NAPA - A famed North Bay winemaker is suing Napa County over what he claims is overreach regarding an "experimental" vineyard project on land burned in the 2020 Glass Fire.

Jayson Woodbridge, who owns Hundred Acre Wine Group LLC, filed the suit Thursday in Napa County Superior Court in an effort to prevent the county from enforcing environmental regulations he says don't apply to the project.
At question is 80 acres of hillside land on two parcels along Pickett Road in Calistoga that was "was utterly destroyed by the Glass Fire," according to the suit.

Prior to the fire, the property hosted various types of vegetation, including "manzanitas, bay trees, and scrub, and a small number of oak and digger pine trees," all of which were wiped out, the suit claims.
A year after the fire, Woodbridge removed the remains of the dead trees "from a small portion of the property nearest to the roadway and surviving structures," according to the suit.

Because the removal didn't involve excavation and was "solely for the purpose of mitigating what had become a charred, unsafe and unsightly landscape," it doesn't meet the earth moving or disturbing definition in the county's conservation regulations nor does it constitute vegetation clearing or removal since all the trees were dead, the suit says. 

The county believes those activities did, in fact, violate portions of its conservation code and that "virtually any activity undertaken on the property ... is subject to control under the Conservation Regulations and requires an Erosion Control Plan," according to the suit.

In May of this year, Woodbridge added an "experimental, non-erosive" dry-farmed vineyard to the land, which the county also believes violated conservation regulations and should be subject to an erosion control plan, the suit says.
Woodbridge again contends, however, that the regulations don't apply because he used techniques to install the vineyard that don't disturb the soil.

"The method involves placing a small, bottomless vessel on the ground, and filling that vessel with compost and a single rootstock," the suit says. "The rootstock then grows through the compost and roots into the soil without any tilling, drilling, or other soil disturbing activities."

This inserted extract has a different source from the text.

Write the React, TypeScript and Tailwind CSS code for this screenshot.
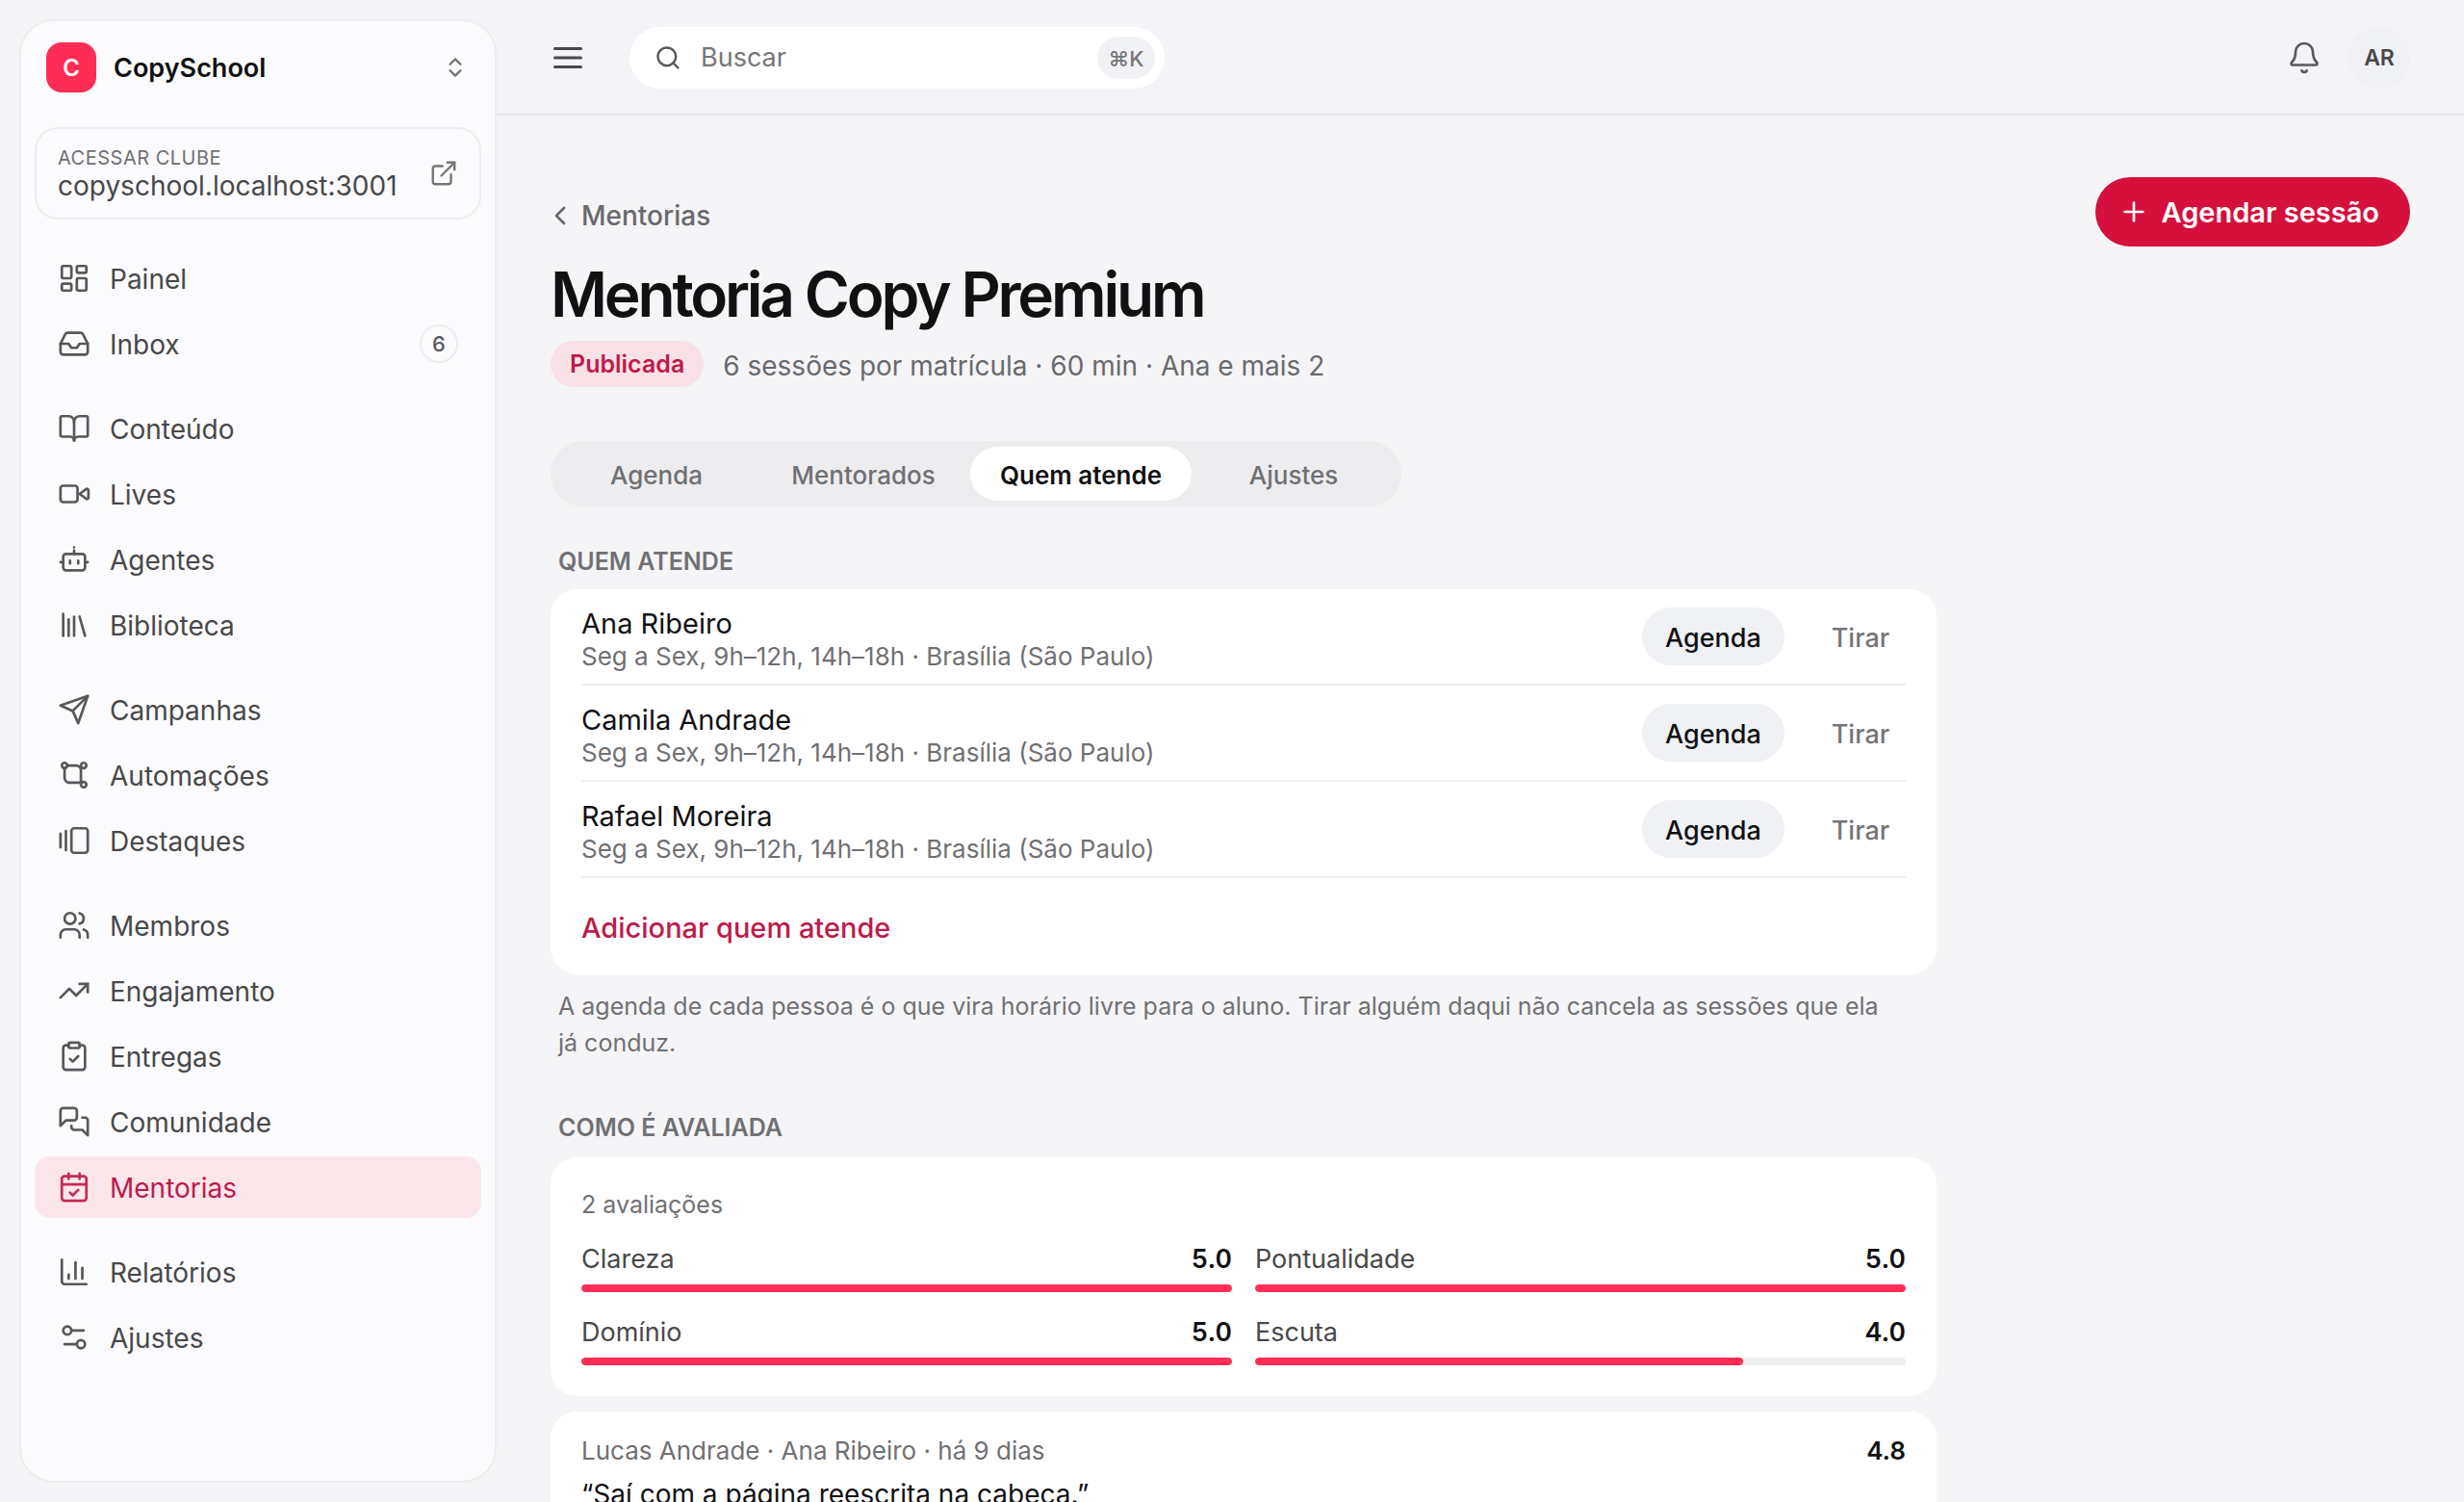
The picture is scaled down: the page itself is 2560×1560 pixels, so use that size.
import type { ReactNode } from 'react';
import {
  Bell,
  BookOpen,
  CalendarCheck,
  ChartColumn,
  ChevronLeft,
  ChevronsUpDown,
  ClipboardCheck,
  ExternalLink,
  GalleryHorizontalEnd,
  Inbox,
  LayoutDashboard,
  Library,
  Plus,
  Search,
  Settings2,
  TrendingUp,
  Users,
} from 'lucide-react';

// ============================================================
// ICONS — the ones lucide draws differently
// ============================================================

function Icon({ children }: { children: ReactNode }) {
  return (
    <svg
      viewBox="0 0 24 24"
      className="size-[34px] shrink-0"
      fill="none"
      stroke="currentColor"
      strokeWidth={1.9}
      strokeLinecap="round"
      strokeLinejoin="round"
      aria-hidden="true"
    >
      {children}
    </svg>
  );
}

const VideoIcon = (
  <Icon>
    <rect x="2" y="6" width="12.5" height="12" rx="2" />
    <path d="M16 12l5-3.6a1 1 0 0 1 1.5.8v5.6a1 1 0 0 1-1.5.8z" />
  </Icon>
);

const BotIcon = (
  <Icon>
    <path d="M12 8V5.5M12 3.2v.01" />
    <rect x="4" y="8" width="16" height="12" rx="2" />
    <path d="M2 14h2M20 14h2M15 13v2M9 13v2" />
  </Icon>
);

const SendIcon = (
  <Icon>
    <path d="m22 2-7 20-4-9-9-4Z" />
    <path d="M22 2 11 13" />
  </Icon>
);

const FlowIcon = (
  <Icon>
    <circle cx="5" cy="5" r="2" />
    <circle cx="19" cy="5" r="2" />
    <circle cx="19" cy="19" r="2" />
    <path d="M5 7v7a3.5 3.5 0 0 0 3.5 3.5H17.5" />
    <path d="M7 5h6.5a3.5 3.5 0 0 1 3.5 3.5v9" />
  </Icon>
);

const ChatIcon = (
  <Icon>
    <path d="M14 9a2 2 0 0 1-2 2H6l-4 4V4c0-1.1.9-2 2-2h8a2 2 0 0 1 2 2v5Z" />
    <path d="M18 9h2a2 2 0 0 1 2 2v11l-4-4h-6a2 2 0 0 1-2-2v-1" />
  </Icon>
);

// ============================================================
// DATA
// ============================================================

interface NavItem {
  label: string;
  icon: ReactNode;
  count?: number;
  active?: boolean;
}

const navGroups: NavItem[][] = [
  [
    { label: 'Painel', icon: <LayoutDashboard size={34} strokeWidth={1.9} /> },
    { label: 'Inbox', icon: <Inbox size={34} strokeWidth={1.9} />, count: 6 },
  ],
  [
    { label: 'Conteúdo', icon: <BookOpen size={34} strokeWidth={1.9} /> },
    { label: 'Lives', icon: VideoIcon },
    { label: 'Agentes', icon: BotIcon },
    { label: 'Biblioteca', icon: <Library size={34} strokeWidth={1.9} /> },
  ],
  [
    { label: 'Campanhas', icon: SendIcon },
    { label: 'Automações', icon: FlowIcon },
    { label: 'Destaques', icon: <GalleryHorizontalEnd size={34} strokeWidth={1.9} /> },
  ],
  [
    { label: 'Membros', icon: <Users size={34} strokeWidth={1.9} /> },
    { label: 'Engajamento', icon: <TrendingUp size={34} strokeWidth={1.9} /> },
    { label: 'Entregas', icon: <ClipboardCheck size={34} strokeWidth={1.9} /> },
    { label: 'Comunidade', icon: ChatIcon },
    { label: 'Mentorias', icon: <CalendarCheck size={34} strokeWidth={1.9} />, active: true },
  ],
  [
    { label: 'Relatórios', icon: <ChartColumn size={34} strokeWidth={1.9} /> },
    { label: 'Ajustes', icon: <Settings2 size={34} strokeWidth={1.9} /> },
  ],
];

const tabs = [
  { label: 'Agenda', width: 'w-[208px]' },
  { label: 'Mentorados', width: 'w-[222px]' },
  { label: 'Quem atende', width: 'w-[230px]' },
  { label: 'Ajustes', width: 'w-[212px]' },
];

const mentors = ['Ana Ribeiro', 'Camila Andrade', 'Rafael Moreira'];
const schedule = 'Seg a Sex, 9h–12h, 14h–18h · Brasília (São Paulo)';

const scores = [
  { label: 'Clareza', value: 5 },
  { label: 'Pontualidade', value: 5 },
  { label: 'Domínio', value: 5 },
  { label: 'Escuta', value: 4 },
];

// ============================================================
// SIDEBAR
// ============================================================

function Sidebar() {
  return (
    <aside className="my-5 ml-5 flex w-[496px] shrink-0 flex-col rounded-[36px] border-2 border-[#ededef] bg-[#fbfbfd] px-3.5 pt-[22px]">
      <button type="button" className="flex items-center pr-3.5 pl-3 text-left">
        <span className="flex size-[52px] items-center justify-center rounded-2xl bg-[#ff2d55] pt-0.5 text-2xl font-semibold text-white">
          C
        </span>
        <span className="ml-[18px] flex-1 pt-0.5 text-[27px] font-semibold text-[#111113]">CopySchool</span>
        <ChevronsUpDown size={26} strokeWidth={2.2} className="text-[#757578]" />
      </button>

      <a
        href="#clube"
        className="mt-9 flex h-24 items-center rounded-3xl border-2 border-[#ededef] px-[22px]"
      >
        <span className="flex flex-1 flex-col">
          <span className="text-xl leading-[26px] tracking-wide text-[#707073] uppercase">Acessar clube</span>
          <span className="text-[28px] leading-8 text-[#48484a]">copyschool.localhost:3001</span>
        </span>
        <ExternalLink size={30} strokeWidth={1.9} className="text-[#757578]" />
      </a>

      <nav className="mt-[29px] flex flex-col gap-6">
        {navGroups.map((group, i) => (
          <ul key={i} className="flex flex-col gap-1">
            {group.map(item => (
              <li key={item.label}>
                <a
                  href={`#${item.label.toLowerCase()}`}
                  aria-current={item.active ? 'page' : undefined}
                  className={`flex h-16 items-center gap-5 rounded-2xl px-6 text-[28px] ${
                    item.active ? 'bg-[#fbe7eb] text-[#bf1a49]' : 'text-[#48484a]'
                  }`}
                >
                  <span className={item.active ? 'text-[#c52a55]' : 'text-[#58585b]'}>{item.icon}</span>
                  <span className="flex-1 pt-0.5">{item.label}</span>
                  {item.count && (
                    <span className="flex size-10 items-center justify-center rounded-full border-2 border-[#ededef] text-[22px] font-medium text-[#58585b]">
                      {item.count}
                    </span>
                  )}
                </a>
              </li>
            ))}
          </ul>
        ))}
      </nav>
    </aside>
  );
}

// ============================================================
// TOP BAR
// ============================================================

function TopBar() {
  return (
    <header className="flex h-[120px] shrink-0 items-center border-b-2 border-[#e6e6ea] bg-[#f4f3f8] px-14 pt-0.5">
      <button type="button" aria-label="Recolher menu" className="text-[#48484a]">
        <svg viewBox="0 0 36 36" className="size-9" stroke="currentColor" strokeWidth={3} strokeLinecap="round" aria-hidden="true">
          <path d="M4.5 8.5h27M4.5 18h27M4.5 27.5h27" />
        </svg>
      </button>
      <label className="ml-[46px] flex h-16 w-[556px] items-center rounded-full bg-white pr-2.5 pl-[26px]">
        <Search size={28} strokeWidth={2.1} className="text-[#58585b]" />
        <input
          type="search"
          aria-label="Buscar"
          placeholder="Buscar"
          className="ml-5 min-w-0 flex-1 bg-transparent text-[27px] outline-none placeholder:text-[#757578]"
        />
        <kbd className="flex h-11 w-15 items-center justify-center rounded-full bg-[#f1f2f5] pt-0.5 font-['Inter','DejaVu_Sans',sans-serif] text-[22px] font-medium text-[#757578]">
          ⌘K
        </kbd>
      </label>
      <div className="ml-auto flex items-center gap-7">
        <button type="button" aria-label="Notificações" className="text-[#58585b]">
          <Bell size={36} strokeWidth={1.8} />
        </button>
        <button
          type="button"
          aria-label="Conta"
          className="flex size-16 items-center justify-center rounded-full bg-[#f0f1f5] text-[23px] font-semibold text-[#48484a]"
        >
          AR
        </button>
      </div>
    </header>
  );
}

// ============================================================
// PAGE SECTIONS
// ============================================================

function PageHeader() {
  return (
    <div className="flex items-start justify-between">
      <div className="pt-5">
        <a href="#mentorias" className="-ml-1.5 flex h-10 items-center gap-1.5 text-[28px] font-medium text-[#69696c]">
          <ChevronLeft size={32} strokeWidth={2} />
          Mentorias
        </a>
        <h1 className="mt-[22px] text-[64px] leading-20 font-semibold tracking-tighter text-[#111113]">
          Mentoria Copy Premium
        </h1>
        <div className="mt-2 flex items-center gap-5">
          <span className="flex h-12 items-center rounded-full bg-[#f8e1e7] px-5 pt-0.5 text-[25px] font-semibold text-[#bf1a49]">
            Publicada
          </span>
          <p className="pt-1 text-[28px] leading-9 text-[#69696c]">6 sessões por matrícula · 60 min · Ana e mais 2</p>
        </div>
      </div>
      <button
        type="button"
        className="flex h-[72px] items-center gap-3 rounded-full bg-[#d5103c] pr-8 pl-6 text-[29px] font-semibold text-white"
      >
        <Plus size={32} strokeWidth={2} />
        <span className="pt-0.5">Agendar sessão</span>
      </button>
    </div>
  );
}

function Tabs() {
  return (
    <div role="tablist" className="mt-14 flex h-[68px] w-fit rounded-full bg-[#ededef] p-1.5">
      {tabs.map(tab => {
        const active = tab.label === 'Quem atende';
        return (
          <button
            key={tab.label}
            type="button"
            role="tab"
            aria-selected={active}
            className={`rounded-full pt-0.5 text-[26px] ${tab.width} ${
              active ? 'bg-white font-semibold text-[#111113]' : 'font-medium text-[#707073]'
            }`}
          >
            {tab.label}
          </button>
        );
      })}
    </div>
  );
}

function Mentors() {
  return (
    <section className="mt-10">
      <h2 className="px-2 text-[25px] leading-[34px] font-semibold text-[#707073] uppercase">Quem atende</h2>
      <div className="mt-3 rounded-[28px] bg-white px-8">
        <ul>
          {mentors.map(name => (
            <li key={name} className="flex h-[100px] items-center gap-8 border-b-2 border-[#efeff0]">
              <div className="flex-1 pt-2">
                <p className="text-[29px] leading-[34px] text-[#111113]">{name}</p>
                <p className="text-[26px] leading-[34px] text-[#707073]">{schedule}</p>
              </div>
              <button type="button" className="h-15 w-[148px] rounded-full bg-[#f0f1f5] pt-1 text-[27px] font-medium text-[#111113]">
                Agenda
              </button>
              <button type="button" className="h-15 w-[94px] rounded-full pt-1 text-[27px] font-medium text-[#757578]">
                Tirar
              </button>
            </li>
          ))}
        </ul>
        <button type="button" className="h-[100px] pt-1 text-[29px] font-medium text-[#bf1a49]">
          Adicionar quem atende
        </button>
      </div>
      <p className="mt-3.5 pr-12 pl-2 text-[25px] leading-[38px] text-[#707073]">
        A agenda de cada pessoa é o que vira horário livre para o aluno. Tirar alguém daqui não cancela as sessões que ela
        já conduz.
      </p>
    </section>
  );
}

function Ratings() {
  return (
    <section className="mt-13">
      <h2 className="px-2 text-[25px] leading-[34px] font-semibold text-[#707073] uppercase">Como é avaliada</h2>
      <div className="mt-3.5 rounded-[28px] bg-white p-8">
        <p className="text-[25px] leading-[34px] text-[#707073]">2 avaliações</p>
        <div className="mt-[22px] grid grid-cols-2 gap-6">
          {scores.map(score => (
            <div key={score.label}>
              <div className="flex justify-between text-[27px] leading-9">
                <span className="text-[#48484a]">{score.label}</span>
                <span className="font-semibold text-[#111113] tabular-nums">{score.value.toFixed(1)}</span>
              </div>
              <div className="mt-2 h-2 overflow-hidden rounded-full bg-[#efeff0]">
                {/* the scale runs from 1 to 5 */}
                <div className="h-full rounded-full bg-[#ff2d55]" style={{ width: `${((score.value - 1) / 4) * 100}%` }} />
              </div>
            </div>
          ))}
        </div>
      </div>

      <article className="mt-4 rounded-[28px] bg-white px-8 pt-6 pb-8">
        <div className="flex justify-between text-[26px] leading-[34px]">
          <p className="text-[#707073]">Lucas Andrade · Ana Ribeiro · há 9 dias</p>
          <span className="font-semibold text-[#111113] tabular-nums">4.8</span>
        </div>
        <p className="mt-2 text-[28px] leading-10 text-[#111113]">“Saí com a página reescrita na cabeça.”</p>
      </article>
    </section>
  );
}

export default function App() {
  return (
    <div className="flex h-screen overflow-hidden bg-[#f5f5f7] font-['Inter',sans-serif]">
      <Sidebar />
      <div className="flex min-w-0 flex-1 flex-col">
        <TopBar />
        <main className="min-h-0 flex-1 overflow-hidden px-14 pt-16">
          <PageHeader />
          <Tabs />
          <div className="max-w-[1440px]">
            <Mentors />
            <Ratings />
          </div>
        </main>
      </div>
    </div>
  );
}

The county wants Woodbridge to hire a scientist to create a vegetation map of the property, meet with county regulators to go over agricultural plans for the area, hire a qualified professional to develop an agricultural site plan and apply for an erosion control plan or prepare a restoration plan, according to the suit.

The county "is threatening to penalize plaintiff for clearing from its property the dead, charred remains of trees incinerated by the 2020 Glass Fire ... to prevent plaintiff from planting a unique, experimental, dry-farmed vineyard using novel, non-erosive techniques that do not disturb any of the soils on plaintiff's land, and instead force plaintiff to 'revegetate' the land with the same type of high-fire-risk trees that fueled the 2017 and 2020 wildfires," the suit claims.

The suit also claims that the county applies its conservation regulations unevenly throughout its jurisdiction, engages in "selective enforcement" and violated Woodbridge's right to due process by, in part, failing to provide any meaningful procedure for challenging the way the regulations have been applied to his vineyard.

In addition to court costs and attorney's fees, Woodbridge is asking the court to find that he didn't violate county codes and to stop the county from enforcing the conservation regulations with regards to his removal of the "fire-killed trees" and the introduction of the vineyard.

David Morrison, director of the county's Department of Planning, Building and Environmental Services, declined to comment on the lawsuit.

A case management conference has been set for March 15, 2023.